2. What kinds of nice properties does the 2-category $\mathsf{Rel}^{\sq}$ given by sets, relations and inclusions with the composition $\sq$ has?

For instance, while $\mathsf{Rel}^{\diamond}$ has right Kan lifts and right Kan extensions, $\mathsf{Rel}^{\sq}$ has left ones. Other properties would include whether $\mathsf{Rel}^{\sq}$ is co/complete (1- or 2-categorically), what the adjunctions in $\mathsf{Rel}^{\sq}$ are, etc.

3. Are there any references which study $\sq$ or $\mathsf{Rel}^{\sq}$?
4. (This is slightly outside of the scope of the question, but I'm also interested in profunctors with end composition (and the properties $\mathsf{Prof}$ enjoys with such a composition). I'm sure these have been considered before, and likely the results for those are adaptable to $\mathsf{Rel}^{\sq}$)

Answer 1

Your operation $\square$ defined with $\forall$ and $\land$ is associative, because both $a(R\square(S\square T))d$ and $a((R\square S)\square T)d$ expand to $$ (\forall b_1.\ a R b_1)\land(\forall b_2 c_1.\ b_2 S c_1)\land(\forall c_2.\ c_2 T d). $$ However, it does not define a category unless you restrict to relations between singletons. This is because the unit laws give $$ \forall a_1 a_2 b_1 b_2.\quad a_2 R b_1 \iff a_1 R b_1 \iff a_1 R b_2 $$ for any relation $R$.

A "category" without identities can be turned into a genuine category by taking its idempotents as objects (Karoubi construction), but in this case the idempotents are "constant" relations in the above sense, so there is no improvement.

The only useful ways of forming this composition use $\exists$ with $\land$ or $\forall$ with $\lor$.

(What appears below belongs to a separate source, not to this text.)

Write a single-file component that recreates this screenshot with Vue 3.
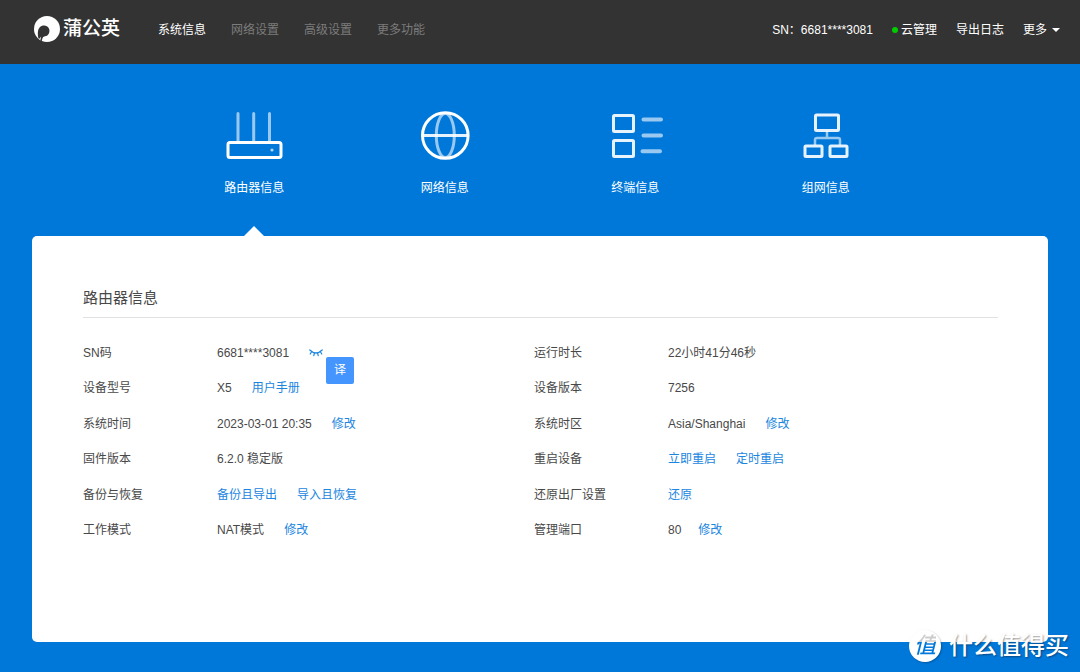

I'll leave it to you to adapt this to type-theoretic products and sums or to (co)ends, together with (co)products.

Answer 2

If you define the universal composition with respect to the disjunction, rather than the conjunction, then you do get another category structure as Paul mentioned.

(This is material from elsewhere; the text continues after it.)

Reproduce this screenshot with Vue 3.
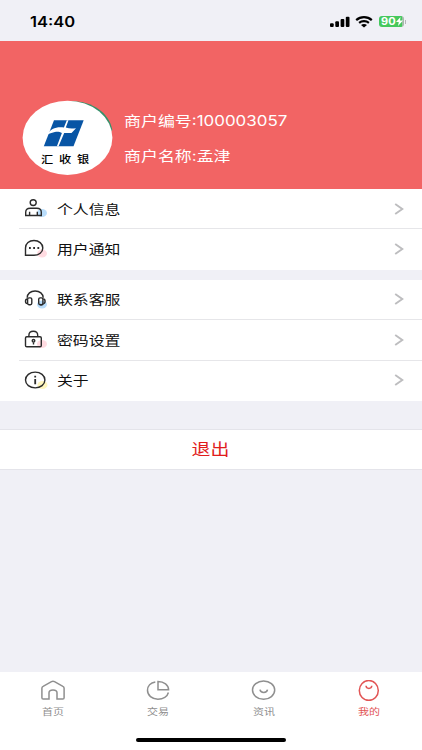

In this case, the identities are different for each category structure. In particular, the identity on a set with respect to the universal composition is the set of all antidiagonal pairs. This shouldn't be surprising if you think about it, because both structures are demorgan duals to each other.

In fact, these two category structures interact laxly according to the Frobenius equations making Rel a linear bicategory. This observation is made on page 6 of Cockett, Kolowski and Seeley. I think this is pretty strong evidence why it is natural to define the one category structure as the De Morgan dual of the other!

The two categorical structures of relations have been secretly used in first order logic for a while, albeit before the advent of category theory. I would recommend reading the article of Bonchi et al. for a good exposition on this side of things, as well as some cool novel work using string diagrams.

Regarding your second point, I must point out that relations are not the same as Bool-enriched profunctors. They are almost the same, but the difference is that in Bool-enriched profunctors, for every enriched category there is an opposite category that need not be the same.

However, generalizing the situation in Rel, it is known that relations valued in a Girard quantale has the structure of a linear bicategory. And it isn't hard to imagine that Girard quantale-enriched profunctors would also have the structure of linear bicategories.